Written exercise
Please find all lines in the data that hold the string "styles" and copy them.

Material provided

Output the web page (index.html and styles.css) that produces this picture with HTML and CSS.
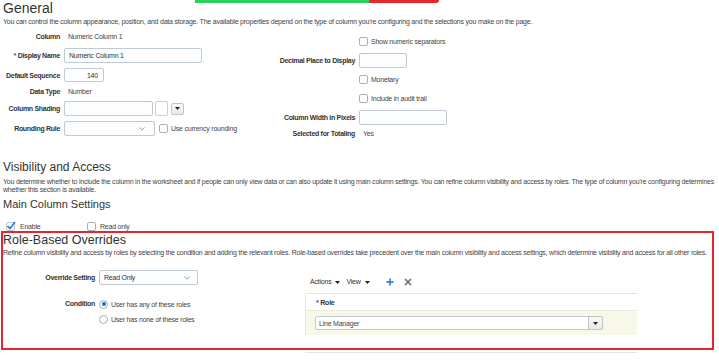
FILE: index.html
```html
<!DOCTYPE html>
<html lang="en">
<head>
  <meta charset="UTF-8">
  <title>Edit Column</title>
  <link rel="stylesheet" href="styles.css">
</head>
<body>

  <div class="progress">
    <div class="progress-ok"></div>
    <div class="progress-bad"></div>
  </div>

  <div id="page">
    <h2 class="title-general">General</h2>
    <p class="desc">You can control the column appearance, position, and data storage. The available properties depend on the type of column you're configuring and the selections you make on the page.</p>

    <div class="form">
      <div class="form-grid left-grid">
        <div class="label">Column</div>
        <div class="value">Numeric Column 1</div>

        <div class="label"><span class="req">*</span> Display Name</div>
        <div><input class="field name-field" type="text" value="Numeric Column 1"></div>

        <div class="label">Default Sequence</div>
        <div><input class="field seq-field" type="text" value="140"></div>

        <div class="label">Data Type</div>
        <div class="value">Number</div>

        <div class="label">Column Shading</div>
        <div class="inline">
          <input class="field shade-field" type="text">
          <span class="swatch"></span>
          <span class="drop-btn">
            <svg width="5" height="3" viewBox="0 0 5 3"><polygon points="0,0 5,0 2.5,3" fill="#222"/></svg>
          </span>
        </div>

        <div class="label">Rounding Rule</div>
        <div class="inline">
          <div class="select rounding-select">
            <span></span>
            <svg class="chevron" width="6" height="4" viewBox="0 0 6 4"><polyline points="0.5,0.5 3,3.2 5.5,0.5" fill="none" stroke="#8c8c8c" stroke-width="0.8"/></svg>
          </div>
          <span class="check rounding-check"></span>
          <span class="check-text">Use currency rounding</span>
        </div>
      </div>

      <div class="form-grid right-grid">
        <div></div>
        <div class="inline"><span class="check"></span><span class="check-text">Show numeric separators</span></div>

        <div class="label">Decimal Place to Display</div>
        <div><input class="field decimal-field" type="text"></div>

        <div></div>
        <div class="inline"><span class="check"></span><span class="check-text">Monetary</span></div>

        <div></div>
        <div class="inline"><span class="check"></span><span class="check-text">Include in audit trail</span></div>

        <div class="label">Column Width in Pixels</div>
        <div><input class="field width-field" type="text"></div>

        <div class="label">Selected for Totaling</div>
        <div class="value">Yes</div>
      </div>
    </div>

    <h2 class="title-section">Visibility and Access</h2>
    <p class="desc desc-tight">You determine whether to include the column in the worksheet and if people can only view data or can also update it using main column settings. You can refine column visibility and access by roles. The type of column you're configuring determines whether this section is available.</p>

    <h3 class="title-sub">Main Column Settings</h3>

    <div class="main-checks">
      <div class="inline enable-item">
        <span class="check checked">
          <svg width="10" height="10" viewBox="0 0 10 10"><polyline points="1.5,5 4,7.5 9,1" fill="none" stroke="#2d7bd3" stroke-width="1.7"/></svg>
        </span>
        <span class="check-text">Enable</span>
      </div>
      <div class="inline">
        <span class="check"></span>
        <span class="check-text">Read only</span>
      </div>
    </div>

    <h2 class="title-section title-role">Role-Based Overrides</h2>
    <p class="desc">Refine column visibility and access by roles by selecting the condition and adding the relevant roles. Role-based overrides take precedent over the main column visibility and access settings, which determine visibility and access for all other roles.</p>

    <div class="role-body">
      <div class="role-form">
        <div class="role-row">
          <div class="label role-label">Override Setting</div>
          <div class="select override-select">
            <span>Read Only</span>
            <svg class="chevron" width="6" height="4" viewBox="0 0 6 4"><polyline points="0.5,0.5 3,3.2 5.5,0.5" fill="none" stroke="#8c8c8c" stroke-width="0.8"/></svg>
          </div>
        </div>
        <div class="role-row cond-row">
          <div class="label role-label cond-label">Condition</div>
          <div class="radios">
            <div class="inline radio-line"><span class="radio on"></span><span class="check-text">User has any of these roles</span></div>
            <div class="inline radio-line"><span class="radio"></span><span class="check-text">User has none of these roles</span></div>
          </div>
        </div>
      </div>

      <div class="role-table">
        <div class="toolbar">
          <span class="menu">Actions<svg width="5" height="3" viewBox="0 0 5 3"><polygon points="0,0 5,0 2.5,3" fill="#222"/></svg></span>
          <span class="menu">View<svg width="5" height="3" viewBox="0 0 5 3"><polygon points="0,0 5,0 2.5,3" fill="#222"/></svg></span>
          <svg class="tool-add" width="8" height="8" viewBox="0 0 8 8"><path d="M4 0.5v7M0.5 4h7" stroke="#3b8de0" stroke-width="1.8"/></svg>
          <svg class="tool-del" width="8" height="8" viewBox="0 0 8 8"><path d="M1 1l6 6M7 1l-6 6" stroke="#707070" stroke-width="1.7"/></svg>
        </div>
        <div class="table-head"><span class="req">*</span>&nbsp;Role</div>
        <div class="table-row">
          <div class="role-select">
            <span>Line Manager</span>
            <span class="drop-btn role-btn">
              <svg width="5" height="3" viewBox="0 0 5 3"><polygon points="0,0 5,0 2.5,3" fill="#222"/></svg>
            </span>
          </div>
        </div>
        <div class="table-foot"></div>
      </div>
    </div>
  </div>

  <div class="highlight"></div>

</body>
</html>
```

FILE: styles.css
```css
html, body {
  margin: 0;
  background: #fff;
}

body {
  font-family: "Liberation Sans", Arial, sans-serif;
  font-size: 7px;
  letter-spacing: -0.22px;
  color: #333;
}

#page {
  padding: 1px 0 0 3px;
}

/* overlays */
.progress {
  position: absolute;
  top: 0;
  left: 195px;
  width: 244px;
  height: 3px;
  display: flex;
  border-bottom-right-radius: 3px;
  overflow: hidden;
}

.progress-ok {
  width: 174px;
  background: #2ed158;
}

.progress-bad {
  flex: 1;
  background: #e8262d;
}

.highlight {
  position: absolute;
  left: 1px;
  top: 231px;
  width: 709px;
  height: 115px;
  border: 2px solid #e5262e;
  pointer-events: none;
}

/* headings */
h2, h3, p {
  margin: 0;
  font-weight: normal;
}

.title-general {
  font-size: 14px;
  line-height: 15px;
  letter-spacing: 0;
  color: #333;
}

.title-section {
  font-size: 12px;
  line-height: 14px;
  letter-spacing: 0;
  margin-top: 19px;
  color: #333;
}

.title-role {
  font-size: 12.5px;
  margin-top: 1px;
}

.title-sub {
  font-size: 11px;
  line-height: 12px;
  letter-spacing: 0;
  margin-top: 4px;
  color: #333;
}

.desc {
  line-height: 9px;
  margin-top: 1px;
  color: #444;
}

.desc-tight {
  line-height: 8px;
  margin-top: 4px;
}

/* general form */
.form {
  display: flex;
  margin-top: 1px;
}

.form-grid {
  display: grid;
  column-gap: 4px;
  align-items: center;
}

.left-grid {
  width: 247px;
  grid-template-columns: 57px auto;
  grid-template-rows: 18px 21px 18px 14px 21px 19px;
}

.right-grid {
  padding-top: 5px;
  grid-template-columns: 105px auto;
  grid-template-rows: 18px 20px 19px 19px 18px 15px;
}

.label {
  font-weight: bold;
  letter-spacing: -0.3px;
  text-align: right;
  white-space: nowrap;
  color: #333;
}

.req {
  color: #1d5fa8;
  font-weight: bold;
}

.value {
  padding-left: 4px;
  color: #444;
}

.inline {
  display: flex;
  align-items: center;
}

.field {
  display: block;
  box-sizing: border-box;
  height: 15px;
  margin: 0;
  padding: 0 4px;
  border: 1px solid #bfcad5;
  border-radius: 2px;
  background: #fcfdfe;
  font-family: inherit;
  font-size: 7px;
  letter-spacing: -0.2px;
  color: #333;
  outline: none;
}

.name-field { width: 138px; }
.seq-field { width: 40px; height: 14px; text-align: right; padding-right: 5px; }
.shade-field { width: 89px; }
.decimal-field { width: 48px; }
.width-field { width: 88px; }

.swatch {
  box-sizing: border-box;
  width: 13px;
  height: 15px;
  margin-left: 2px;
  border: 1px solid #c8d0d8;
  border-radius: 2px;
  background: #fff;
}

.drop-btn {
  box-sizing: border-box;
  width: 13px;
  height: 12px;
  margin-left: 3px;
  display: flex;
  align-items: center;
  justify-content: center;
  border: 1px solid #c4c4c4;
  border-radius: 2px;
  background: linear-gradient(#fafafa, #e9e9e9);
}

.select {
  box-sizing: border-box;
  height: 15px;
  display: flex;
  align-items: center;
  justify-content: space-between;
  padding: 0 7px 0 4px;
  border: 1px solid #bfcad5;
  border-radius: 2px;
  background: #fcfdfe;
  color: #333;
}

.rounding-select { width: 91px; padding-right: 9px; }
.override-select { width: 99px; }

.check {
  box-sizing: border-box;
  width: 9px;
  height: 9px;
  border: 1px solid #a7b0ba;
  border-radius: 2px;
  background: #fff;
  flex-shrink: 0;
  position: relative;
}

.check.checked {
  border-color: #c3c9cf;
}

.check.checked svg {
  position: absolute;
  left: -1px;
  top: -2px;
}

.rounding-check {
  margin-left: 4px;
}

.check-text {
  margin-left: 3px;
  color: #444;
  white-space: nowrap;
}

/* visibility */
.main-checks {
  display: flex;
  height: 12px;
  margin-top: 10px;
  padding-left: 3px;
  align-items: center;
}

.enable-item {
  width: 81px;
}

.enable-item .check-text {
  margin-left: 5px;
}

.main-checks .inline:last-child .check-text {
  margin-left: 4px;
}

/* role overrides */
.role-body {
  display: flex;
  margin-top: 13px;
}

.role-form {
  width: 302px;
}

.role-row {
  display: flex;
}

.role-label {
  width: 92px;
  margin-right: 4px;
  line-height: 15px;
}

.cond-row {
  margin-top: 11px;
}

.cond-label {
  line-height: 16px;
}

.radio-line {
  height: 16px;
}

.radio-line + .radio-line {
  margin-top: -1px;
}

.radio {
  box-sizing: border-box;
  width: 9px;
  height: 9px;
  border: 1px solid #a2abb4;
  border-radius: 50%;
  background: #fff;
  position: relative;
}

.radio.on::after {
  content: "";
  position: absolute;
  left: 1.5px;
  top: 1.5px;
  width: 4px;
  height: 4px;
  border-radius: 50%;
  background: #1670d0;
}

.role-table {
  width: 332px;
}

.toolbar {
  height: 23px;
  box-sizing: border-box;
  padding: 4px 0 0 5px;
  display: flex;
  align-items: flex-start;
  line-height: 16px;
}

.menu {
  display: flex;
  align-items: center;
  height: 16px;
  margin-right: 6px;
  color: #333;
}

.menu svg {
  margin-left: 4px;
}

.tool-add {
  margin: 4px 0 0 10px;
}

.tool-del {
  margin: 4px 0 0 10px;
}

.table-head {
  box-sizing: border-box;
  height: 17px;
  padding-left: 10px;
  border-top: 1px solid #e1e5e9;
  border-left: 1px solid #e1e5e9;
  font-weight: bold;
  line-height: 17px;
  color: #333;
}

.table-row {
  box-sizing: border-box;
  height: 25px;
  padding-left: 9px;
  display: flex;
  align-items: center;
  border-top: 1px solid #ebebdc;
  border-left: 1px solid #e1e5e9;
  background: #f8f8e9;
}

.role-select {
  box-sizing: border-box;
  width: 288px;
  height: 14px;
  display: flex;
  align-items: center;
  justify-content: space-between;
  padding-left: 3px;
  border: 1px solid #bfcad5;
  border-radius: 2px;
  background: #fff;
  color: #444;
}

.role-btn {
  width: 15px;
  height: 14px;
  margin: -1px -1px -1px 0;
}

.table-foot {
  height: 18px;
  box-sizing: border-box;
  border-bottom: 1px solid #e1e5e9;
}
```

Full solution
Output the web page (index.html and styles.css) that produces this picture with HTML and CSS.
  <link rel="stylesheet" href="styles.css">
FILE: styles.css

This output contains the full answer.